Bir kamyon dolusu çöpten geriye hiçbirşey kalmıyor. Neredeyse tamamı enerjiye dönüşüyor.
Yosunlar biodizele dönüşecek
Ve sıra işin beni en etkileyen kısmına geliyor. Çöplüğün içinde Ali Kantur ile gezerken bir seraya giriyoruz. Göz alabildiğine domates... Bir başka seraya giriyoruz, orada da dikine yerleştirilmiş özel platformlarda yosun tarlası kurulmuş. Enerji üretiminden açığa çıkan ısı ile bu seralar oluşturulmuş.
“Yosunlar ne işe yarayacak” diyorum.
“Biodizele dönüşecek” diyor ve şu ilginç bilgiyi aktarıyor:
“Bir metrekarelik alandan 20 litre biodizel çıkacak yosun üretiyoruz. Bunu sadece çöpten çıkan ısı ile yapıyoruz. Hesaplamalarıma göre 400 kilometrekarelik bir alanda Türkiye’nin tüm yakıt ihtiyacını karşılamak mümkün” diyor.

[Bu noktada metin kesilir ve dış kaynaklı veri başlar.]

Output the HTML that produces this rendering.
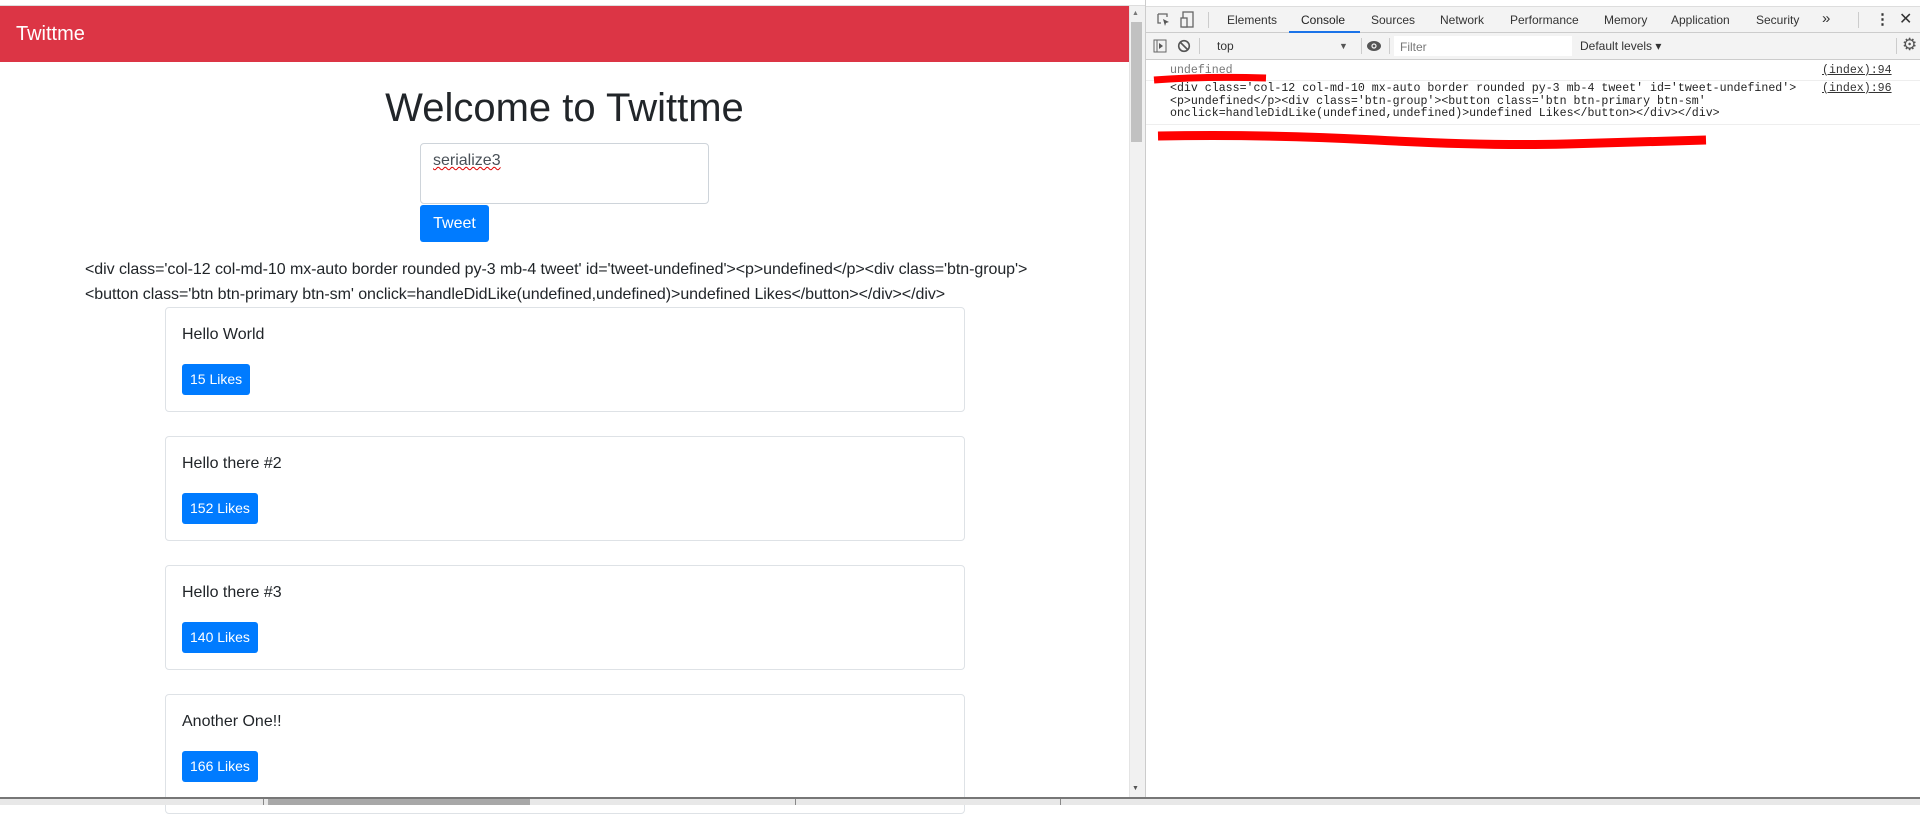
<!DOCTYPE html>
<html><head><meta charset="utf-8"><style>
*{box-sizing:border-box;margin:0;padding:0}
body{width:1920px;height:805px;overflow:hidden;background:#fff;font-family:"Liberation Sans",Arial,sans-serif;position:relative;color:#212529}
.a{position:absolute}
.nav{left:0;top:6px;width:1129px;height:56px;background:#dc3545;color:#fff;font-size:20px;line-height:56px;padding-left:16px}
h1{position:absolute;left:0;width:1129px;text-align:center;top:84px;font-size:40px;font-weight:400;line-height:48px}
.ta{left:420px;top:143px;width:289px;height:61px;border:1px solid #ced4da;border-radius:4px;padding:8px 12px;font-size:16px;color:#495057}
.btn{background:#007bff;color:#fff;border-radius:3px;text-align:center}
.raw{left:85px;top:257px;font-size:16px;line-height:25px;width:1040px;letter-spacing:-0.06px}
.card{left:165px;width:800px;height:105px;border:1px solid #dee2e6;border-radius:4px}
.card p{position:absolute;left:16px;top:18px;font-size:16px}
.card .btn{position:absolute;left:16px;top:56px;height:31px;line-height:31px;font-size:14px;padding:0 8px}
.dt{left:1145px;top:0;width:775px;height:798px;background:#fff;border-left:1px solid #ccc;font-size:12px;color:#333}
.tabs{left:0;top:6px;width:775px;height:27px;background:#f3f3f3;border-bottom:1px solid #ccc;border-top:1px solid #ddd}
.tb{left:0;top:33px;width:775px;height:27px;background:#f3f3f3;border-bottom:1px solid #ccc}
.t{position:absolute;top:6px;color:#333}
.mono{font-family:"Liberation Mono",monospace;font-size:11.6px;line-height:12.5px;color:#222}
</style></head><body>
<div class="a" style="left:0;top:0;width:1920px;height:6px;background:#fff;border-bottom:1px solid #ddd"></div>
<div class="a nav">Twittme</div>
<h1>Welcome to Twittme</h1>
<div class="a ta"><span style="text-decoration:underline wavy #d00;text-decoration-thickness:1px">serialize3</span></div>
<div class="a btn" style="left:420px;top:205px;width:69px;height:37px;line-height:37px;font-size:16px">Tweet</div>
<div class="a raw">&lt;div class='col-12 col-md-10 mx-auto border rounded py-3 mb-4 tweet' id='tweet-undefined'&gt;&lt;p&gt;undefined&lt;/p&gt;&lt;div class='btn-group'&gt;<br>&lt;button class='btn btn-primary btn-sm' onclick=handleDidLike(undefined,undefined)&gt;undefined Likes&lt;/button&gt;&lt;/div&gt;&lt;/div&gt;</div>
<div class="a card" style="top:307px"><p>Hello World</p><div class="btn">15 Likes</div></div>
<div class="a card" style="top:436px"><p>Hello there #2</p><div class="btn">152 Likes</div></div>
<div class="a card" style="top:565px"><p>Hello there #3</p><div class="btn">140 Likes</div></div>
<div class="a card" style="top:694px;height:120px"><p>Another One!!</p><div class="btn">166 Likes</div></div>
<div class="a" style="left:1129px;top:6px;width:16px;height:792px;background:#f1f1f1;border-left:1px solid #e4e4e4"></div>
<div class="a" style="left:1131px;top:22px;width:11px;height:120px;background:#c1c1c1"></div>
<div class="a" style="left:1132px;top:10px;font-size:7px;color:#777">▲</div>
<div class="a" style="left:1132px;top:785px;font-size:7px;color:#555">▼</div>
<div class="a dt">
 <div class="a tabs">
  <svg class="a" style="left:10px;top:5px" width="16" height="16"><path d="M2 2h9v3M2 2v9h3" stroke="#666" fill="none" stroke-width="1.3"/><path d="M7 7l6 3-3 1-1 3z" fill="#555"/></svg>
  <svg class="a" style="left:34px;top:4px" width="16" height="18"><rect x="3" y="1" width="10" height="15" stroke="#666" fill="none" stroke-width="1.3"/><rect x="1" y="7" width="6" height="9" stroke="#666" fill="#f3f3f3" stroke-width="1.3"/></svg>
  <div class="a" style="left:62px;top:5px;width:1px;height:16px;background:#ccc"></div>
  <span class="t" style="left:81px">Elements</span>
  <span class="t" style="left:155px;color:#222">Console</span>
  <div class="a" style="left:143px;top:24px;width:71px;height:2px;background:#1a73e8"></div>
  <span class="t" style="left:225px">Sources</span>
  <span class="t" style="left:294px">Network</span>
  <span class="t" style="left:364px">Performance</span>
  <span class="t" style="left:458px">Memory</span>
  <span class="t" style="left:525px">Application</span>
  <span class="t" style="left:610px">Security</span>
  <span class="t" style="left:676px;top:3px;font-size:15px">»</span>
  <div class="a" style="left:712px;top:5px;width:1px;height:16px;background:#ccc"></div>
  <span class="t" style="left:729px;top:3px;font-size:15px;font-weight:bold">⋮</span>
  <span class="t" style="left:753px;top:2px;font-size:16px">✕</span>
 </div>
 <div class="a tb">
  <svg class="a" style="left:7px;top:6px" width="14" height="14"><rect x="1" y="1" width="12" height="12" stroke="#666" fill="none"/><line x1="4" y1="1" x2="4" y2="13" stroke="#666"/><path d="M6 4l4 3-4 3z" fill="#555"/></svg>
  <svg class="a" style="left:31px;top:6px" width="14" height="14"><circle cx="7" cy="7" r="5.3" stroke="#555" stroke-width="1.6" fill="none"/><line x1="3.5" y1="3.5" x2="10.5" y2="10.5" stroke="#555" stroke-width="1.6"/></svg>
  <div class="a" style="left:53px;top:5px;width:1px;height:16px;background:#ccc"></div>
  <span class="t" style="left:71px">top</span>
  <span class="t" style="left:193px;font-size:9px;top:8px;color:#555">▼</span>
  <div class="a" style="left:215px;top:5px;width:1px;height:16px;background:#ccc"></div>
  <svg class="a" style="left:220px;top:7px" width="16" height="12"><ellipse cx="8" cy="6" rx="7" ry="5" fill="#555"/><circle cx="8" cy="6" r="2.6" fill="#f3f3f3"/><circle cx="8" cy="6" r="1.4" fill="#555"/></svg>
  <div class="a" style="left:243px;top:5px;width:1px;height:16px;background:#ccc"></div>
  <div class="a" style="left:248px;top:3px;width:178px;height:20px;background:#fff;color:#777;padding:4px 6px">Filter</div>
  <span class="t" style="left:434px">Default levels ▾</span>
  <div class="a" style="left:750px;top:5px;width:1px;height:16px;background:#ccc"></div>
  <span class="t" style="left:756px;top:2px;font-size:17px;color:#555">⚙</span>
 </div>
 <div class="a mono" style="left:24px;top:65px;color:#777">undefined</div>
 <div class="a mono" style="left:676px;top:65px;text-decoration:underline;color:#333">(index):94</div>
 <div class="a" style="left:0;top:80px;width:775px;height:1px;background:#eee"></div>
 <div class="a mono" style="left:24px;top:83px">&lt;div class='col-12 col-md-10 mx-auto border rounded py-3 mb-4 tweet' id='tweet-undefined'&gt;<br>&lt;p&gt;undefined&lt;/p&gt;&lt;div class='btn-group'&gt;&lt;button class='btn btn-primary btn-sm'<br>onclick=handleDidLike(undefined,undefined)&gt;undefined Likes&lt;/button&gt;&lt;/div&gt;&lt;/div&gt;</div>
 <div class="a mono" style="left:676px;top:83px;text-decoration:underline;color:#333">(index):96</div>
 <div class="a" style="left:0;top:124px;width:775px;height:1px;background:#eee"></div>
 <svg class="a" style="left:0;top:70px" width="775" height="90"><path d="M8 10 Q60 6 120 8" stroke="#f00" stroke-width="7" fill="none"/><path d="M12 66 Q120 64 230 70 T420 74 T560 70" stroke="#f00" stroke-width="9" fill="none"/></svg>
</div>
<div class="a" style="left:0;top:797px;width:1920px;height:8px;background:#e8e8e8;border-top:2px solid #777;z-index:5"></div>
<div class="a" style="left:268px;top:799px;width:262px;height:6px;background:#a8a8a8;z-index:6"></div>
<div class="a" style="left:263px;top:799px;width:1px;height:6px;background:#888;z-index:6"></div>
<div class="a" style="left:795px;top:799px;width:1px;height:6px;background:#888;z-index:6"></div>
<div class="a" style="left:1060px;top:799px;width:1px;height:6px;background:#888;z-index:6"></div>
</body></html>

Kimbilir belki yıllar sonra Türkiye bu noktaya gelebilir. Düşünün, Tuz Gölü 1300 kilometrekare. Bunun dörtte biri kadar bir alanda çöpün atık ısısı ile kurulan seralarda üretilen yosunla Türkiye tüm yakıt ihtiyacını karşılayabilir.
İşbir Yatak diye yola çıktım kendimi çöplükte buldum. İyi ki de buldum. Gördüklerimden inanılmaz etkilendim ve mecburen İşbir bir başka yazıya kaldı.
Mamak çöplüğünde yetişen üzümü, domatesi yer misiniz?